Hoje é o aniversário do "Act for the Abolition of the Slave Trade," de 1807, no qual a Grã-Bretanha proibiu o tráfego de escravos em seu império. A escravidão em si ainda seria legal por mais um quarto de século. O ato foi o resultado, mais do que (como aprendi na escola) de alguma pressão capitalista oriunda da inexorável marcha da história, de uma campanha ativa e basicamente ideológica contra o tráfego; tanto ainda era lucrativo que ainda havia muitas companhias de negreiros em Bristol, Londres, e Liverpool, mesmo com a grande quantidade de regulações sobre o tráfego empilhadas desde 1786, e com o salário dos marinheiros em alta por conta da concorrência da Marinha embrenhada nas guerras napoleônicas. Aliás, tanto que o que mais houve depois do ato foi capitão inglês indo fazer fortuna nos EUA.
Uma das consequencias dessa campanha foi estabelecer a escravidão como um mal de ordem superior no nosso imaginário. Se se for olhar, por exemplo, obras de fantasia popular, o jeito prático e rápido de criar um grupo inequivocamente malvado é dizendo que são caçadores de escravos (infelizmente, no Brasil não traduzem isso por "bandeirante"). O que é curioso é o quanto isso acabou servindo a um chauvinismo cultural pouco merecido. Explico: ao definir a escravidão como um mal-em-si absoluto, acabou-se por eliminar a diferença, que é grande, entre os diversos tipos de escravidão.
Não que eu não considere a escravidão um mal-em-si, mas a escravidão legal por si só é apenas um dos regimes (que também considero males-em-si) de exploração das pessoas. Um escravo mameluco dos sultões egípcios, ou um eunuco da Cidade Proibida* tinham um status social e posição econômica muito superiores aos da média da sociedade; na Atenas pós-clássica, a situação média dos escravos, excluídos os mineiros, era superior a da média da população; etc etc etc. Mesmo em sociedades construídas no lombo de trabalho escravo em latifúndios, como Roma (a origem da palavra) ou a Pérsia, a situação destes não era particularmente diferente da de outros bóias-frias.
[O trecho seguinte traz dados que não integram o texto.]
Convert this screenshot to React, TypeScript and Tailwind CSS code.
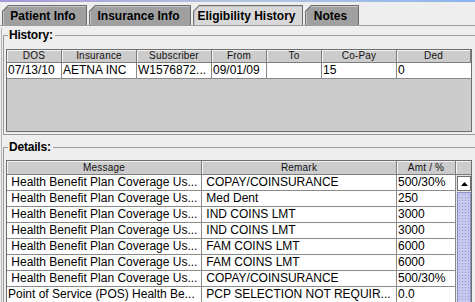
import React from "react";

const histHeaders = ["DOS", "Insurance", "Subscriber", "From", "To", "Co-Pay", "Ded"];
const histRow = ["07/13/10", "AETNA INC", "W1576872...", "09/01/09", "", "15", "0"];
const histWidths = ["w-[55px]", "w-[75px]", "w-[75px]", "w-[55px]", "w-[55px]", "w-[75px]", "w-[74px]"];

const detHeaders = ["Message", "Remark", "Amt / %"];
const detWidths = ["w-[195px]", "w-[195px]", "w-[59px]"];
const detRows: string[][] = [
  [" Health Benefit Plan Coverage Us...", " COPAY/COINSURANCE", "500/30%"],
  [" Health Benefit Plan Coverage Us...", " Med Dent", "250"],
  [" Health Benefit Plan Coverage Us...", " IND COINS LMT", "3000"],
  [" Health Benefit Plan Coverage Us...", " IND COINS LMT", "3000"],
  [" Health Benefit Plan Coverage Us...", " FAM COINS LMT", "6000"],
  [" Health Benefit Plan Coverage Us...", " FAM COINS LMT", "6000"],
  [" Health Benefit Plan Coverage Us...", " COPAY/COINSURANCE", "500/30%"],
  ["Point of Service (POS) Health Be...", " PCP SELECTION NOT REQUIR...", "0.0"],
];

function Tab({ label, width, selected }: { label: string; width: string; selected?: boolean }) {
  return (
    <div
      className={`${width} h-[20px] bg-[#6e6e6e] [clip-path:polygon(6px_0,100%_0,100%_100%,0_100%,0_6px)]`}
    >
      <div
        className={`ml-px mt-px mr-px h-[19px] flex items-center justify-center pr-[3px] text-[12px] font-bold leading-[14px] ${
          selected ? "bg-[#d8d8d8]" : "bg-[#a0a0a0]"
        } [clip-path:polygon(5.5px_0,100%_0,100%_100%,0_100%,0_5.5px)] shadow-[inset_1px_1px_0_#c4c4c4]`}
      >
        {label}
      </div>
    </div>
  );
}

function HeaderCell({ label, width, h }: { label: string; width: string; h: string }) {
  return (
    <div
      className={`${width} ${h} shrink-0 bg-[#cccccc] border-r border-b border-[#7d7d7d] shadow-[inset_1px_1px_0_#f4f4f4] flex items-center justify-center text-[10px] leading-[12px] tracking-[0.2px] text-[#111]`}
    >
      {label}
    </div>
  );
}

function DataCell({ text, width, last }: { text: string; width: string; last?: boolean }) {
  return (
    <div
      className={`${width} h-[16px] shrink-0 bg-white border-b ${last ? "" : "border-r"} border-[#8a8a8a] pl-px flex items-center overflow-hidden whitespace-pre text-[12px] leading-[15px]`}
    >
      {text}
    </div>
  );
}

export default function App() {
  return (
    <div className="w-[475px] h-[302px] overflow-hidden bg-[#eeeeee] font-['Liberation_Sans',Arial,sans-serif] text-black">
      <div className="h-[2px] bg-gradient-to-r from-[#a597d6] via-[#b4c7e0] to-[#8db3ee]" />
      <div className="h-[24px] flex items-end gap-[2px] pl-[2px] border-b border-[#9c9c9c]">
        <Tab label="Patient Info" width="w-[85px]" />
        <Tab label="Insurance Info" width="w-[102px]" />
        <Tab label="Eligibility History" width="w-[110px]" selected />
        <Tab label="Notes" width="w-[54px]" />
      </div>
      <div className="ml-px border-l border-[#b4b4b4] h-[276px] pl-px">
        <fieldset className="w-[480px] min-w-0 mt-[2px] border border-[#9a9a9a] pl-[2px] pb-[2px]">
          <legend className="ml-[2px] pl-px pr-[2px] text-[12px] font-bold leading-[14px] tracking-[-0.2px]">
            History:
          </legend>
          <div className="mt-[7px] w-[466px] border border-[#6e6e6e] bg-[#cccccc]">
            <div className="flex">
              {histHeaders.map((h, i) => (
                <HeaderCell key={h} label={h} width={histWidths[i]} h="h-[13px]" />
              ))}
            </div>
            <div className="flex">
              {histRow.map((t, i) => (
                <DataCell key={i} text={t} width={histWidths[i]} last={i === histRow.length - 1} />
              ))}
            </div>
            <div className="h-[52px]" />
          </div>
        </fieldset>
        <fieldset className="w-[480px] min-w-0 mt-[5px] border border-[#9a9a9a] pl-[2px] h-[200px]">
          <legend className="ml-[2px] pl-px pr-[2px] text-[12px] font-bold leading-[14px] tracking-[-0.2px]">
            Details:
          </legend>
          <div className="mt-[6px] w-[466px] border border-[#6e6e6e] bg-[#cccccc] flex">
            <div className="flex flex-col">
              <div className="flex">
                {detHeaders.map((h, i) => (
                  <HeaderCell key={h} label={h} width={detWidths[i]} h="h-[14px]" />
                ))}
              </div>
              {detRows.map((r, ri) => (
                <div key={ri} className="flex">
                  {r.map((t, i) => (
                    <DataCell key={i} text={t} width={detWidths[i]} />
                  ))}
                </div>
              ))}
            </div>
            <div className="w-[15px] flex flex-col bg-[#e4e4e4]">
              <div className="h-[14px] bg-[#cccccc] border-b border-[#7d7d7d] shadow-[inset_1px_1px_0_#f4f4f4]" />
              <div className="mt-px ml-[1px] w-[14px] h-[15px] bg-white border border-[#6e6e6e] flex items-center justify-center">
                <svg width="7" height="4" viewBox="0 0 7 4">
                  <polygon points="3.5,0 7,4 0,4" fill="#000" />
                </svg>
              </div>
              <div className="mt-px ml-[1px] w-[14px] h-[120px] border border-[#8d8dc4] bg-[#c8c8ee] bg-[radial-gradient(#9a9ad0_0.8px,transparent_0.9px)] bg-[length:3px_3px]" />
            </div>
          </div>
        </fieldset>
      </div>
    </div>
  );
}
A escravidão que é, essa sim, uma nódoa indelével na história da humanidade, comparável aos genocídios industriais no século XX ou aos massacres dos mongóis e seus descendentes, ou à corvéia Qin e Han, é especificamente a escravidão atlântica. E ela teve paralelos, em termos de hiperexploração, justamente em outros regimes de trabalho estabelecidos no âmbito da colonização européia, como a mita imposta aos índios do Altiplano andino, o apresamento de índios pelos bandeirantes, ou as barbaridades das colônias européias pós-1850 na África e na Ásia.
Constatar isso reverte o chauvinismo cultural. Não fomos** aqueles que acabaram com a escravidão, fomos aqueles que criaram um regime particularmente iníquo de escravidão, que após sua abolição legal se deslocou para o Velho Mundo preservando boa parte de suas características monstruosas. Não se trata, como gostariam os conservadores americanos macaqueados por aqui, de culpa branca, ou de imputar aos europeus uma perversidade ímpar. A perversidade esteve no sistema-mundo criado a partir da colonização da América esvaziada pela varíola, e dela fizeram parte plena os reis africanos que criaram impérios cuja principal fonte de renda era a caça ao ser humano, como depois os déspotas indianos e indonésios que vendiam seus próprios súditos como cules.
Ah, só pra lembrar - hoje há mais pessoas vivendo em situação efetiva de escravidão do que em qualquer outro momento da história da humanidade, aí incluído o auge da escravidão atlântica em meados do século XIX ou o do trabalho cule no começo do XX. A Pollyanna diria que isso é porque a população mundial é maior, e a porcentagem é muito menos que nesses outros momentos. Mas não deixa de ser um dado vergonhoso.
*As cidades proibidas, na verdade - o primeiro uso do nome se referiu ao palácio dos Tang em Kaifeng, e houve muitas capitais da China desde então.
**"Fomos" mó menos. Se você pensar em alguém que se identifica como descendente da cultura ocidental - o que é até razoável, mas pergunte a um europeu ou americano se ele inclui o Brasil no "Ocidente."